Œuvre dans l’espace public
C’est une œuvre qui s’impose dans la ville, qui se trouve sur le chemin quotidien, qu’on ne peut éviter : ces œuvres suscitent toujours des réactions vives : l’espace public est un lieu de vie commune mais aussi de manifestation de désaccords, politiques par exemple, mais aussi lieu de luttes d’intérêts privés incompatibles.
Réactions du public (archives 40mcube)
Les réactions du public ont été vives : positives comme négatives, c’est une œuvre qui n’a pas laissé indifférent.
Émotions fortes
Psycho était une œuvre très forte, spectaculaire et discrète en même temps car intégrée au tissus urbain. Elle constituait une véritable expérience esthétique pour le spectateur, une œuvre à vivre de par ses dimensions, qui s’impose, devant laquelle on se sent petit, physiquement dominé. Il s’agissait bien d’une beauté qui nous dépassait, qui produisait une émotion forte.
Réactions très personnelles
Cette œuvre renvoyait à l’histoire de chacun, à ses angoisses et obsessions, à des traumatismes individuels et collectifs : la guerre, la mort, l’incendie, la dépression, les rituels, les sacrifices… (y compris dans les mouvements Dark qui valorisent ces aspects là).
Réactions conservatrices
L’attachement au patrimoine est très fort en France.

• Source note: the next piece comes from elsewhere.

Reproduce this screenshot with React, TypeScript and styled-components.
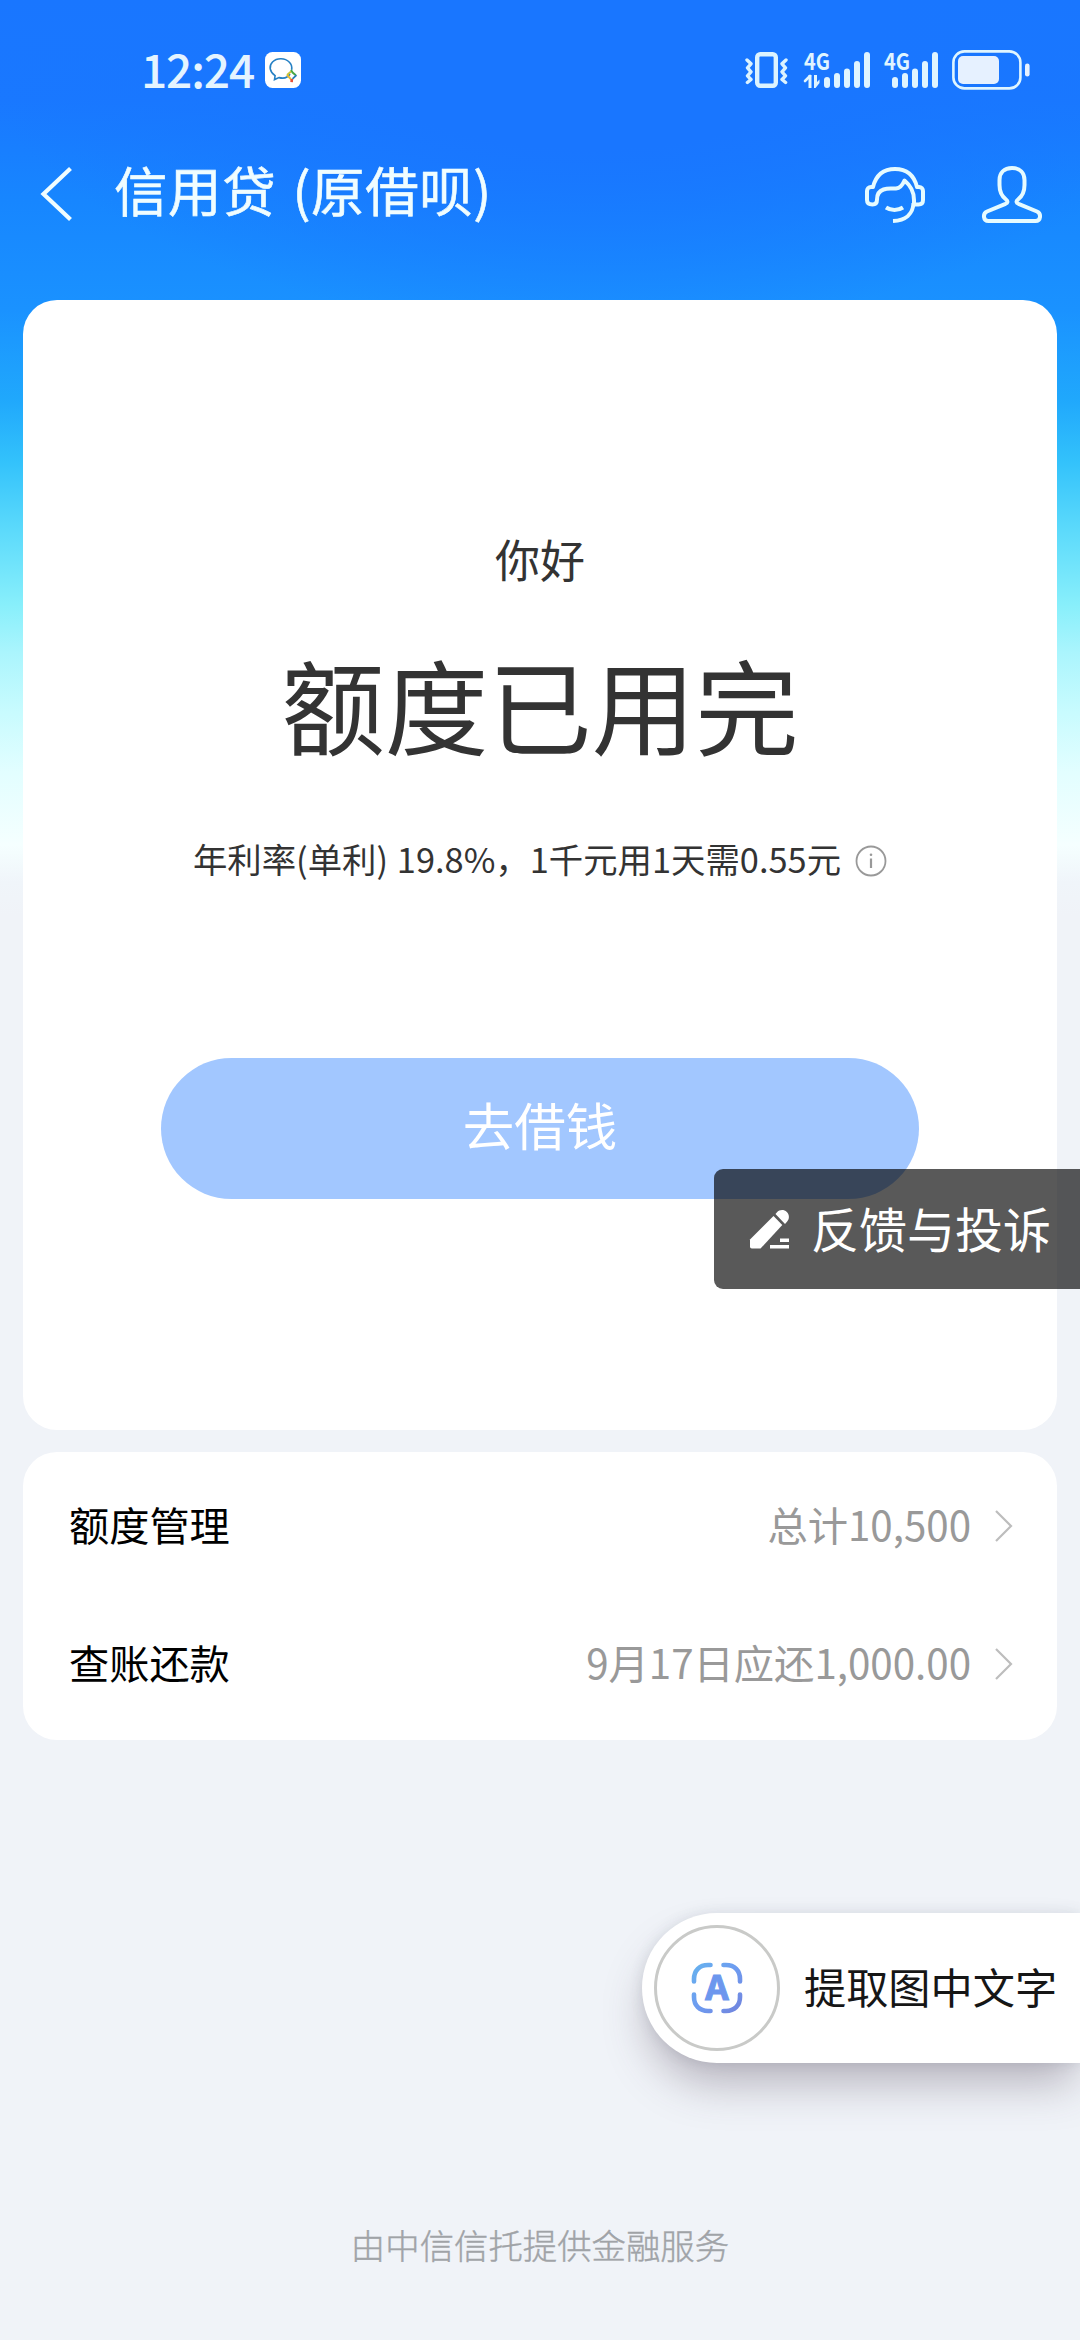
import React from 'react';
import styled, { createGlobalStyle } from 'styled-components';

const GlobalStyle = createGlobalStyle`
  * { box-sizing: border-box; }
  html, body { margin: 0; padding: 0; }
  body {
    font-family: "Noto Sans CJK SC", "Noto Sans", sans-serif;
    background: #f0f3f8;
  }
  svg { display: block; flex-shrink: 0; }
`;

const Screen = styled.div`
  position: relative;
  display: flex;
  flex-direction: column;
  width: 1080px;
  height: 2340px;
  overflow: hidden;
  background:
    radial-gradient(ellipse 640px 330px at 55% 0, #1976ff 45%, rgba(25, 118, 255, 0) 100%),
    linear-gradient(
      180deg,
      #1976ff 0,
      #1978ff 100px,
      #1786ff 200px,
      #1a92ff 310px,
      #20a8fc 400px,
      #33c2fb 462px,
      #5ad9fb 527px,
      #88effb 605px,
      #aaf5fd 652px,
      #c8fbfe 712px,
      #e2feff 772px,
      #f5ffff 845px,
      #f0f5fa 882px,
      #f0f3f8 915px
    );
`;

const StatusBar = styled.header`
  display: flex;
  align-items: center;
  justify-content: space-between;
  height: 140px;
  padding: 0 50px 0 141px;
`;

const StatusGroup = styled.div<{ $gap: number }>`
  display: flex;
  align-items: center;
  gap: ${(p) => p.$gap}px;
`;

const Clock = styled.span`
  padding-bottom: 5px;
  font-size: 46px;
  line-height: 60px;
  font-weight: 500;
  letter-spacing: -1.1px;
  color: #e4f4ff;
`;

const NavBar = styled.nav`
  display: flex;
  align-items: center;
  height: 108px;
  padding: 0 37px 0 39px;
`;

const Title = styled.h1`
  flex: 1;
  margin: 0 0 0 41px;
  padding-bottom: 10px;
  font-size: 53.5px;
  line-height: 80px;
  font-weight: 400;
  letter-spacing: 0.6px;
  word-spacing: 3.5px;
  color: #f0fdff;
  -webkit-text-stroke: 0.6px #f0fdff;
`;

const NavActions = styled.div`
  display: flex;
  gap: 55px;
`;

const Content = styled.main`
  display: flex;
  flex-direction: column;
  gap: 22px;
  padding: 52px 23px 0;
`;

const Card = styled.section`
  display: flex;
  flex-direction: column;
  border-radius: 34px;
  background: #fff;
`;

const CreditCard = styled(Card)`
  align-items: center;
  height: 1130px;
  padding-top: 227px;
  color: #333;
`;

const Greeting = styled.p`
  margin: 0;
  font-size: 45px;
  line-height: 64px;
`;

const Headline = styled.h2`
  margin: 42px 0 0;
  font-size: 103.5px;
  line-height: 140px;
  font-weight: 400;
`;

const RateLine = styled.p`
  display: flex;
  align-items: center;
  gap: 14px;
  margin: 61px 0 0;
  font-size: 34.4px;
  line-height: 48px;
  white-space: nowrap;
`;

const RateText = styled.span`
  padding-bottom: 5px;
  word-spacing: 1px;
`;

const BorrowButton = styled.button`
  width: 758px;
  height: 141px;
  margin-top: 171px;
  padding: 0 0 9px;
  border: 0;
  border-radius: 71px;
  background: #a2c7ff;
  color: #fff;
  font: 400 51.5px/72px "Noto Sans CJK SC", sans-serif;
`;

const ListCard = styled(Card)`
  height: 288px;
  padding: 5px 43px 0 46px;
`;

const Row = styled.div`
  display: flex;
  align-items: center;
  height: 138px;
`;

const RowLabel = styled.span`
  flex: 1;
  padding-bottom: 5px;
  font-size: 40.2px;
  line-height: 56px;
  color: #000;
`;

const RowValue = styled.span`
  margin-right: 23px;
  padding-bottom: 5px;
  font-size: 40.3px;
  line-height: 56px;
  color: #999;
`;

const Footer = styled.footer`
  margin-top: auto;
  padding-bottom: 72px;
  text-align: center;
  font-size: 34.4px;
  line-height: 48px;
  font-weight: 300;
  color: #a0a3a7;
  -webkit-text-stroke: 0.4px #a0a3a7;
`;

const FloatingLabel = styled.span`
  padding-bottom: 5px;
`;

const FeedbackTab = styled.aside`
  position: absolute;
  top: 1169px;
  right: 0;
  display: flex;
  align-items: center;
  gap: 21px;
  width: 366px;
  height: 120px;
  padding-left: 35px;
  border-radius: 9px 0 0 9px;
  background: rgba(0, 0, 0, 0.65);
  color: #fff;
  font-size: 48px;
  line-height: 70px;
  white-space: nowrap;
`;

const ExtractPill = styled.aside`
  position: absolute;
  top: 1913px;
  right: 0;
  display: flex;
  align-items: center;
  gap: 24px;
  width: 438px;
  height: 150px;
  padding-left: 12px;
  border-radius: 75px 0 0 75px;
  background: #fff;
  box-shadow: 0 26px 44px -6px rgba(70, 55, 75, 0.34), 0 0 14px rgba(60, 70, 90, 0.12);
  color: #161616;
  font-size: 42.2px;
  line-height: 60px;
  white-space: nowrap;
`;

const ScanCircle = styled.div`
  display: flex;
  align-items: center;
  justify-content: center;
  width: 126px;
  height: 126px;
  border: 3px solid #c9cac8;
  border-radius: 50%;
`;

const ScanLetter = styled.text`
  font: 700 34px Inter, sans-serif;
`;

const NetworkLabel = styled.text`
  font: 600 23px "Noto Sans CJK SC", sans-serif;
`;

const ChatBadge = () => (
  <svg width="36" height="36" viewBox="0 0 36 36" fill="none">
    <rect width="36" height="36" rx="7.5" fill="#fff" />
    <path d="M25 22c-2 3.4-6 4.8-11 3.600l-4.500 2 .6-4C4.500 19.800 3.600 14 7.500 10 12 5.600 20 5.800 24.400 10.300c2 2 2.700 4.800 2.200 7.500" stroke="#2580c4" strokeWidth="1.600" />
    <path d="m26 18 1.600 2.600 3.200 2.600" stroke="#46a846" strokeWidth="2" />
    <path d="m31.500 23.200-4 3.600" stroke="#257cb8" strokeWidth="1.800" />
    <path d="m22 22.800 4 4.600" stroke="#e9b92f" strokeWidth="2" />
    <path d="m26.800 27-.2 3.200" stroke="#e84e35" strokeWidth="2.600" />
    <path d="m22 23 4-3.500" stroke="#c9c43a" strokeWidth="1.800" />
  </svg>
);

const VibrateIcon = () => (
  <svg width="46" height="38" viewBox="0 0 46 38" fill="none" stroke="#dcf3ff" strokeLinecap="round" strokeLinejoin="round">
    <rect x="13.200" y="3.200" width="18.600" height="31.600" rx="3" strokeWidth="4.400" />
    <path d="m3 9 4 3.800-3.500 4 3.500 4-3.500 4L7 28.500l-3.600 3M42 9l-4 3.800 3.500 4-3.500 4 3.500 4-3.500 3.700 3.600 3" strokeWidth="3.400" />
  </svg>
);

const SignalIcon = ({ data }: { data?: boolean }) => {
  const bars = data
    ? [[20, 26], [30, 22], [40, 17.5], [50, 10], [60, 1]]
    : [[8, 26], [18, 22], [28, 17.5], [38, 10], [48, 1]];
  const width = data ? 66 : 54;
  return (
    <svg width={width} height="38" viewBox={`0 0 ${width} 38`} fill="#e0f5ff" overflow="visible">
      <NetworkLabel x="0" y="18.5" textLength="26" lengthAdjust="spacingAndGlyphs">4G</NetworkLabel>
      {bars.map(([x, y]) => (
        <rect key={x} x={x} y={y} width="6" height={37 - y} rx="3" />
      ))}
      {data && (
        <path d="m1 30 5-5" stroke="#e0f5ff" strokeWidth="2.600" strokeLinecap="round" />
      )}
      {data && <path d="M4.500 24h3v13h-3zM10 24h3v7l2.500-2.500v3.500L11.500 37H10z" />}
    </svg>
  );
};

const BatteryIcon = () => (
  <svg width="78" height="40" viewBox="0 0 78 40" fill="#e6f1ff">
    <rect x="1.400" y="1.400" width="67" height="37" rx="11" fill="none" stroke="#dff5ff" strokeWidth="2.600" />
    <rect x="6" y="6" width="41" height="28" rx="5" />
    <rect x="73" y="13.500" width="4.600" height="13" rx="2.300" />
  </svg>
);

const BackIcon = () => (
  <svg width="34" height="56" viewBox="0 0 34 56" fill="none">
    <path d="M31.500 2.500 4.500 28l27 25.500" stroke="#f0fdff" strokeWidth="4.200" />
  </svg>
);

const SupportIcon = () => (
  <svg width="62" height="58" viewBox="0 0 62 58" fill="none" stroke="#e6fbff" strokeWidth="4" strokeLinejoin="round">
    <path d="M7 22h2C12 10 20 4 31 4s19 6 22 18h2c2.400 0 4 1.600 4 4v9c0 2.800-1.600 4.500-4.500 4.500H50V35C50 27 46 20 40.500 15.500 39 19 37 23 32 23.500c-5 .4-8-.5-12.500 1-4.500 1.500-6.500 5-6.500 10 0 3.500-1.500 5-4.500 5S3 38.300 3 35v-9c0-2.400 1.600-4 4-4Z" />
    <path d="M49.500 38c-.5 11-8 17.500-20.500 18" />
    <path d="M22 42.500c5 3.300 12 3.300 17 0" />
  </svg>
);

const PersonIcon = () => (
  <svg width="62" height="58" viewBox="0 0 62 58" fill="none" stroke="#e6fbff" strokeWidth="4" strokeLinejoin="round">
    <path d="M31 3c-8 0-12.500 5-12.500 12v5c0 6 2.500 11.500 6.500 14.500 2.200 1.700 1.800 3.200-.5 4.300L6 46.500c-4.500 2-4 9.500 1.500 9.500h47c5.500 0 6-7.500 1.500-9.500l-18.500-7.700c-2.300-1.100-2.700-2.600-.5-4.300 4-3 6.500-8.500 6.500-14.500v-5C43.500 8 39 3 31 3Z" />
  </svg>
);

const InfoIcon = () => (
  <svg width="32" height="32" viewBox="0 0 32 32" fill="none" stroke="#999">
    <circle cx="16" cy="16" r="14.500" strokeWidth="1.800" />
    <path d="M16 13.500V23" strokeWidth="2.200" />
    <circle cx="16" cy="9.800" r="1.300" fill="#999" stroke="none" />
  </svg>
);

const PencilIcon = () => (
  <svg width="41" height="41" viewBox="0 0 41 41" fill="#fff">
    <path d="M1 30.500 24.500 7l8.800 9L11.500 39.500H2.800C1.700 39.500 1 38.700 1 37.500Z" />
    <path d="m26.500 5 1.300-1.500c2.800-3 7.200-3.200 10-.4s2.800 7 .2 9.700L36 15Z" />
    <path d="M31 29.500h9V33h-9ZM21 36h19v3.500H21Z" />
  </svg>
);

const Chevron = () => (
  <svg width="20" height="34" viewBox="0 0 20 34" fill="none">
    <path d="m2 2 15 15L2 32" stroke="#bdbdbd" strokeWidth="2.200" />
  </svg>
);

const ScanIcon = () => (
  <svg width="52" height="52" viewBox="0 0 52 52">
    <defs>
      <linearGradient id="scan" x1="0" y1="0" x2="52" y2="52" gradientUnits="userSpaceOnUse">
        <stop offset="0" stopColor="#66b4ee" />
        <stop offset="0.500" stopColor="#6e9bf0" />
        <stop offset="1" stopColor="#7283dc" />
      </linearGradient>
    </defs>
    <path
      d="M3 19.500V17C3 8.500 8.500 3 17 3h2.500M32.500 3H35c8.500 0 14 5.500 14 14v2.500M49 32.500V35c0 8.500-5.500 14-14 14h-2.500M19.500 49H17C8.500 49 3 43.500 3 35v-2.500"
      fill="none"
      stroke="url(#scan)"
      strokeWidth="4.600"
      strokeLinecap="round"
    />
    <ScanLetter x="26" y="38" textAnchor="middle" fill="#6c97ee" stroke="#6c97ee" strokeWidth="1">A</ScanLetter>
  </svg>
);

const rows = [
  { label: '额度管理', value: '总计10,500' },
  { label: '查账还款', value: '9月17日应还1,000.00' },
];

export default function App() {
  return (
    <>
      <GlobalStyle />
      <Screen>
        <StatusBar>
          <StatusGroup $gap={11}>
            <Clock>12:24</Clock>
            <ChatBadge />
          </StatusGroup>
          <StatusGroup $gap={14}>
            <VibrateIcon />
            <SignalIcon data />
            <SignalIcon />
            <BatteryIcon />
          </StatusGroup>
        </StatusBar>
        <NavBar>
          <BackIcon />
          <Title>信用贷 (原借呗)</Title>
          <NavActions>
            <SupportIcon />
            <PersonIcon />
          </NavActions>
        </NavBar>
        <Content>
          <CreditCard>
            <Greeting>你好</Greeting>
            <Headline>额度已用完</Headline>
            <RateLine>
              <RateText>年利率(单利) 19.8%，1千元用1天需0.55元</RateText>
              <InfoIcon />
            </RateLine>
            <BorrowButton>去借钱</BorrowButton>
          </CreditCard>
          <ListCard>
            {rows.map((row) => (
              <Row key={row.label}>
                <RowLabel>{row.label}</RowLabel>
                <RowValue>{row.value}</RowValue>
                <Chevron />
              </Row>
            ))}
          </ListCard>
        </Content>
        <Footer>由中信信托提供金融服务</Footer>
        <FeedbackTab>
          <PencilIcon />
          <FloatingLabel>反馈与投诉</FloatingLabel>
        </FeedbackTab>
        <ExtractPill>
          <ScanCircle>
            <ScanIcon />
          </ScanCircle>
          <FloatingLabel>提取图中文字</FloatingLabel>
        </ExtractPill>
      </Screen>
    </>
  );
}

Recouvrir un bâtiment patrimonial en noir a également jugé comme une offense à la tradition. S’il existe de nombreuses architectures contemporaines noires, recouvrir un bâtiment plus ancien de noir est radicalement différent. L’acte est important, il devient performance.
Les personnes qui avaient plus de distance face à cette œuvre, qui prenaient en compte sa dimension fictionnelle – puisque toute œuvre est une fiction – celle-ci comprenait une forte charge narrative : les enfants mais aussi les adultes s’inventaient des histoires, imaginaient ce qu’il pouvait y avoir à l’intérieur, ce qui pouvait s’y passer, se photographiaient devant… Sur le mode du jeu. Dans tous les cas, c’est une œuvre qui révèle quelque chose de la personne qui regarde. Si ce constat est valable pour toutes les œuvres, il était ici exacerbé de par la dimension, la visibilité et la force de l’œuvre.